What to work on: Repeat all the material exactly; pictures stay out of your copy.

Dataset extract:

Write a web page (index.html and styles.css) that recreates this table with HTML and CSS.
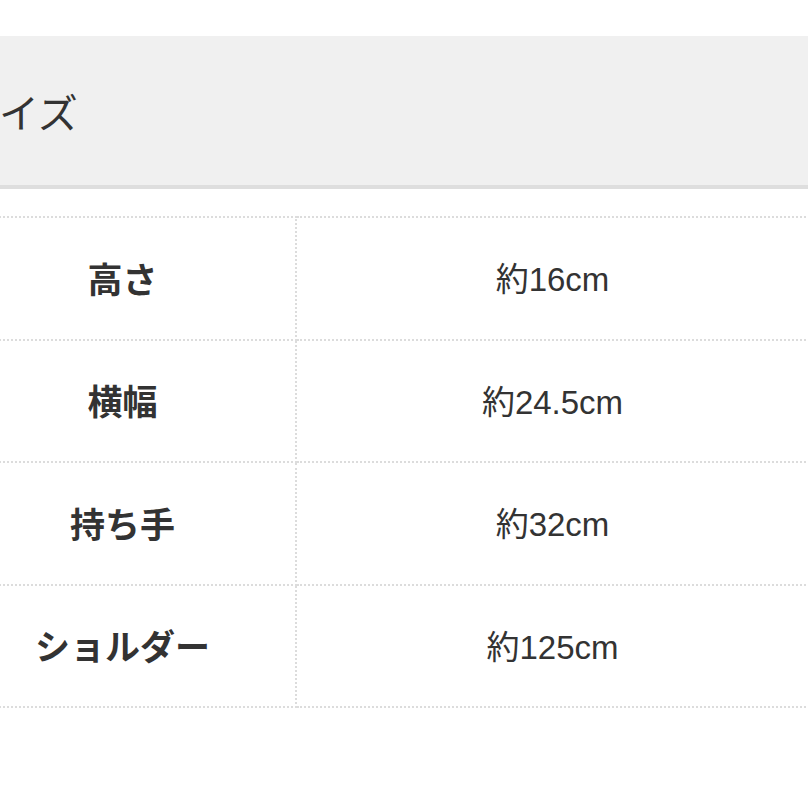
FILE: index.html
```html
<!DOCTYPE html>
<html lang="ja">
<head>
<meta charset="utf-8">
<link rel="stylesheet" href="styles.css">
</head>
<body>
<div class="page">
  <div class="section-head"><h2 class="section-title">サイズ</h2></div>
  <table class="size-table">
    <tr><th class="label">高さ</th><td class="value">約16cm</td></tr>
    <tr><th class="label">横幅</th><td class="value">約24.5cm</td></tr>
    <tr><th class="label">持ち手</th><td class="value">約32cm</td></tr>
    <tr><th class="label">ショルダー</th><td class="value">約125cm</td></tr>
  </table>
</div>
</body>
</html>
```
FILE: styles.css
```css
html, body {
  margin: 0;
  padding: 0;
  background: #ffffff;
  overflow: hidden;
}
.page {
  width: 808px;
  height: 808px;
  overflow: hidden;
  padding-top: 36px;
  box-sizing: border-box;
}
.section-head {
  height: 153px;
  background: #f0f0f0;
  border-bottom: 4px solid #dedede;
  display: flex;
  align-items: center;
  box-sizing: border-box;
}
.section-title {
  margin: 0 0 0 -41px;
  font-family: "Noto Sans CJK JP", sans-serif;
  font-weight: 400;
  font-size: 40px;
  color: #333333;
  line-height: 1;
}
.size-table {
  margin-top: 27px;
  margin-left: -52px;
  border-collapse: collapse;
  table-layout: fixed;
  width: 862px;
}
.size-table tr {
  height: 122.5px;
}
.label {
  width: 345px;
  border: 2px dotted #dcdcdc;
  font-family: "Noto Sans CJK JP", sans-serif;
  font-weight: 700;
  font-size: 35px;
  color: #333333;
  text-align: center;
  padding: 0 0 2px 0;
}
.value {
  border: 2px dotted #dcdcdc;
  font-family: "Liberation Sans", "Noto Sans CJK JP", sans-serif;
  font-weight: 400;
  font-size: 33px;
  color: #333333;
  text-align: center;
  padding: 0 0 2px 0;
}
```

Result of the exercise:
Write a web page (index.html and styles.css) that recreates this table with HTML and CSS.
FILE: index.html
```html
<!DOCTYPE html>
<html lang="ja">
<head>
<meta charset="utf-8">
<link rel="stylesheet" href="styles.css">
</head>
<body>
<div class="page">
  <div class="section-head"><h2 class="section-title">サイズ</h2></div>
  <table class="size-table">
    <tr><th class="label">高さ</th><td class="value">約16cm</td></tr>
    <tr><th class="label">横幅</th><td class="value">約24.5cm</td></tr>
    <tr><th class="label">持ち手</th><td class="value">約32cm</td></tr>
    <tr><th class="label">ショルダー</th><td class="value">約125cm</td></tr>
  </table>
</div>
</body>
</html>
```
FILE: styles.css
```css
html, body {
  margin: 0;
  padding: 0;
  background: #ffffff;
  overflow: hidden;
}
.page {
  width: 808px;
  height: 808px;
  overflow: hidden;
  padding-top: 36px;
  box-sizing: border-box;
}
.section-head {
  height: 153px;
  background: #f0f0f0;
  border-bottom: 4px solid #dedede;
  display: flex;
  align-items: center;
  box-sizing: border-box;
}
.section-title {
  margin: 0 0 0 -41px;
  font-family: "Noto Sans CJK JP", sans-serif;
  font-weight: 400;
  font-size: 40px;
  color: #333333;
  line-height: 1;
}
.size-table {
  margin-top: 27px;
  margin-left: -52px;
  border-collapse: collapse;
  table-layout: fixed;
  width: 862px;
}
.size-table tr {
  height: 122.5px;
}
.label {
  width: 345px;
  border: 2px dotted #dcdcdc;
  font-family: "Noto Sans CJK JP", sans-serif;
  font-weight: 700;
  font-size: 35px;
  color: #333333;
  text-align: center;
  padding: 0 0 2px 0;
}
.value {
  border: 2px dotted #dcdcdc;
  font-family: "Liberation Sans", "Noto Sans CJK JP", sans-serif;
  font-weight: 400;
  font-size: 33px;
  color: #333333;
  text-align: center;
  padding: 0 0 2px 0;
}
```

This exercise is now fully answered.